Cone (formal languages)

From Wikipedia, the free encyclopedia

This article may require cleanup to meet Wikipedia's quality standards.
Please improve this article if you can. (October 2007)

In formal language theory, a cone is a set of formal languages that has some desirable closure properties enjoyed by some well-known sets of languages, in particular by the families of regular languages, context-free languages and the recursive languages^[1]. The concept of a cone is a more abstract notion that subsumes all of these families.

More precisely, a cone is a non-empty family $\mathcal{S}$ of languages such that, for any $L \in \mathcal{S}$ over some alphabet $Σ$ ,

if $h$ is an homomorphism from $\Sigma^\ast$ to some $\Delta^\ast$ , the language $h (L)$ is in $\mathcal{S}$ ;
if $h$ is an homomorphism from some $\Delta^\ast$ to $\Sigma^\ast$ , the language $h - 1 (L)$ is in $\mathcal{S}$ ;
if $R$ is any regular language over $Σ$ , then $L\cap R$ is in $\mathcal{S}$ .

The family of all regular languages is contained in any cone.

If one restricts the definition to homomorphisms that do not introduce the empty word $λ$ then one speaks of a faithful cone; the inverse homomorphisms are not restricted. Within the Chomsky hierarchy, the regular languages, the context-free languages, and the recursively enumerable languages are all cones, whereas the context sensitive languages and the recursive languages are only faithful cones.

The terminology cone has a French origin.

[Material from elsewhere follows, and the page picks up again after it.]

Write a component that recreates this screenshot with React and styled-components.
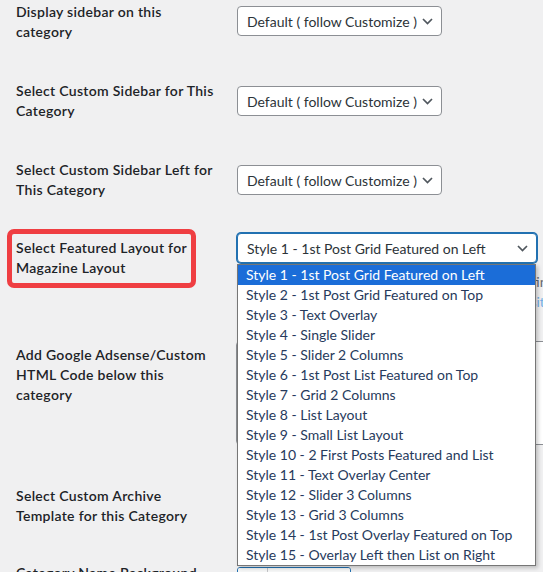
import React from 'react'
import styled, { createGlobalStyle } from 'styled-components'

const layoutOptions = [
  'Style 1 - 1st Post Grid Featured on Left',
  'Style 2 - 1st Post Grid Featured on Top',
  'Style 3 - Text Overlay',
  'Style 4 - Single Slider',
  'Style 5 - Slider 2 Columns',
  'Style 6 - 1st Post List Featured on Top',
  'Style 7 - Grid 2 Columns',
  'Style 8 - List Layout',
  'Style 9 - Small List Layout',
  'Style 10 - 2 First Posts Featured and List',
  'Style 11 - Text Overlay Center',
  'Style 12 - Slider 3 Columns',
  'Style 13 - Grid 3 Columns',
  'Style 14 - 1st Post Overlay Featured on Top',
  'Style 15 - Overlay Left then List on Right',
]

const GlobalStyle = createGlobalStyle`
  html, body {
    margin: 0;
    background: #f0f0f1;
  }
  body {
    font-family: Lato, "Noto Sans", sans-serif;
    overflow: hidden;
  }
`

const Page = styled.div`
  position: relative;
  height: 572px;
  overflow: hidden;
  padding-left: 16px;
`

const Row = styled.div`
  display: grid;
  grid-template-columns: 200px 1fr;
  column-gap: 21px;
  height: ${p => p.$h}px;
`

const Label = styled.div`
  padding-top: ${p => p.$top}px;
  font-size: 14px;
  font-weight: 600;
  letter-spacing: 0.3px;
  line-height: 20px;
  color: #1d2327;
`

const LabelText = styled.span`
  position: relative;
  display: inline-block;
`

const Highlight = styled.span`
  position: absolute;
  left: -9px;
  top: -9px;
  width: 189px;
  height: 59px;
  box-sizing: border-box;
  border: 5px solid #ef3e42;
  border-radius: 7px;
`

const Control = styled.div`
  padding-top: ${p => p.$top}px;
  min-width: 0;
`

const SelectWrap = styled.div`
  position: relative;
  width: ${p => p.$w}px;
`

const SelectBox = styled.div`
  height: 30px;
  box-sizing: border-box;
  display: flex;
  align-items: center;
  justify-content: space-between;
  padding: 0 8px 0 9px;
  background: #fff;
  border: 1px solid ${p => (p.$focus ? '#2271b1' : '#8c8f94')};
  box-shadow: ${p => (p.$focus ? '0 0 0 1px #2271b1' : 'none')};
  border-radius: 4px;
  font-size: 14px;
  color: #2c3338;
  white-space: nowrap;
`

const Options = styled.ul`
  position: absolute;
  z-index: 10;
  top: 31px;
  left: 0;
  width: 299px;
  margin: 0;
  padding: 0;
  list-style: none;
  box-sizing: border-box;
  background: #fff;
  border: 1px solid #767676;
  box-shadow: 2px 2px 4px rgba(0, 0, 0, 0.22);
`

const Option = styled.li`
  height: 20px;
  line-height: 20px;
  padding-left: 8px;
  font-size: 14px;
  white-space: nowrap;
  color: ${p => (p.$active ? '#fff' : '#263a5c')};
  background: ${p => (p.$active ? '#1b6dd8' : 'transparent')};
`

const Description = styled.p`
  margin: 9px 0 0;
  font-size: 14px;
  line-height: 20px;
  color: #646970;
  white-space: nowrap;
  a {
    color: #72aee6;
    text-decoration: none;
  }
`

const TextArea = styled.div`
  width: 420px;
  height: 104px;
  margin-left: -1px;
  box-sizing: border-box;
  background: #fff;
  border: 1px solid #8c8f94;
  border-radius: 4px;
`

const ColorButton = styled.div`
  display: inline-flex;
  height: 30px;
  box-sizing: border-box;
  border: 1px solid #2271b1;
  border-radius: 3px;
  overflow: hidden;
  font-size: 13px;
  color: #2271b1;
`

const Swatch = styled.span`
  width: 29px;
  background: #f6f7f7;
  border-right: 1px solid #c3c4c7;
`

const ColorText = styled.span`
  width: 74px;
  padding-left: 8px;
  line-height: 28px;
  background: #f6f7f7;
`

const Chevron = () => (
  <svg width="11" height="7" viewBox="0 0 11 7" fill="none">
    <polyline points="1,1 5.5,5.5 10,1" stroke="#50575e" strokeWidth="1.7" />
  </svg>
)

const Select = ({ value, width, focus, children }) => (
  <SelectWrap $w={width}>
    <SelectBox $focus={focus}>
      <span>{value}</span>
      <Chevron />
    </SelectBox>
    {children}
  </SelectWrap>
)

const DEFAULT = 'Default ( follow Customize )'

export default function App() {
  return (
    <>
      <GlobalStyle />
      <Page>
        <Row $h={79}>
          <Label $top={2}>Display sidebar on this category</Label>
          <Control $top={6}>
            <Select value={DEFAULT} width={205} />
          </Control>
        </Row>
        <Row $h={79}>
          <Label $top={2}>Select Custom Sidebar for This Category</Label>
          <Control $top={7}>
            <Select value={DEFAULT} width={205} />
          </Control>
        </Row>
        <Row $h={73}>
          <Label $top={2}>Select Custom Sidebar Left for This Category</Label>
          <Control $top={7}>
            <Select value={DEFAULT} width={205} />
          </Control>
        </Row>
        <Row $h={108}>
          <Label $top={7}>
            <LabelText>
              Select Featured Layout for Magazine Layout
              <Highlight />
            </LabelText>
          </Label>
          <Control $top={2}>
            <Select value={layoutOptions[0]} width={300} focus>
              <Options>
                {layoutOptions.map((opt, i) => (
                  <Option key={opt} $active={i === 0}>
                    {opt}
                  </Option>
                ))}
              </Options>
            </Select>
            <Description>
              Only works when a category uses a Magazine listing
              <br />
              <a href="#layouts">View a live preview of each layout on our demo site for more</a>
            </Description>
          </Control>
        </Row>
        <Row $h={145}>
          <Label $top={6}>Add Google Adsense/Custom HTML Code below this category</Label>
          <Control $top={2}>
            <TextArea />
          </Control>
        </Row>
        <Row $h={77}>
          <Label $top={2}>Select Custom Archive Template for this Category</Label>
          <Control $top={7}>
            <Select value={DEFAULT} width={205} />
          </Control>
        </Row>
        <Row $h={60}>
          <Label $top={2}>Category Name Background Color</Label>
          <Control $top={6}>
            <ColorButton>
              <Swatch />
              <ColorText>Select Color</ColorText>
            </ColorButton>
          </Control>
        </Row>
      </Page>
    </>
  )
}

In the American oriented literature one usually speaks of a full trio. The trio corresponds to the faithful cone.

[edit] Relation to Transducers

A finite state transducer is a finite state automaton that has both input and output. It defines a transduction $T$ , mapping a language $K$ over the input alphabet into another language $T (K)$ over the output alphabet. Each of the cone operations (homomorphism, inverse homomorphism, intersection with a regular language) can be implemented using a finite state transducer. And, since finite state transducers are closed under composition, every sequence of cone operations can be performed by a finite state transducer.

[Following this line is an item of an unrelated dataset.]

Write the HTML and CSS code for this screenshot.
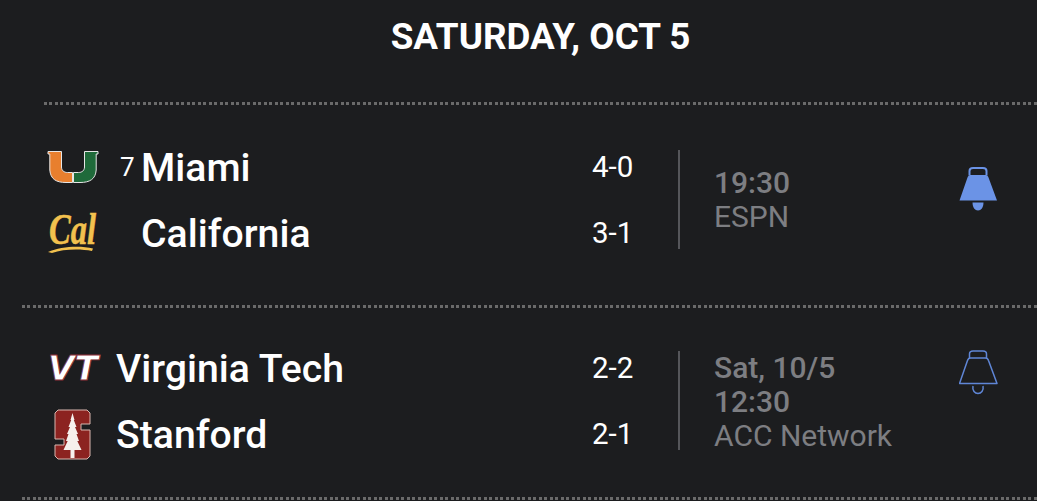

Conversely, every finite state transduction $T$ can be decomposed into cone operations. In fact, there exists a normal form for this decomposition $T(K) = g(h^{-1}(K \cap R))$ , where $g, h$ are homomorphisms, and $R$ is a regular language determined by $T$ .

All together this means that a family of languages is a cone iff it is closed under finite state transductions. This is a very powerful set of operations. For instance one easily writes a (nondeterministic) finite state transducer with alphabet ${a, b}$ that removes every second $b$ in words of even length (and does not change words otherwise). Since the context-free languages form a cone, they are closed under this exotic operation.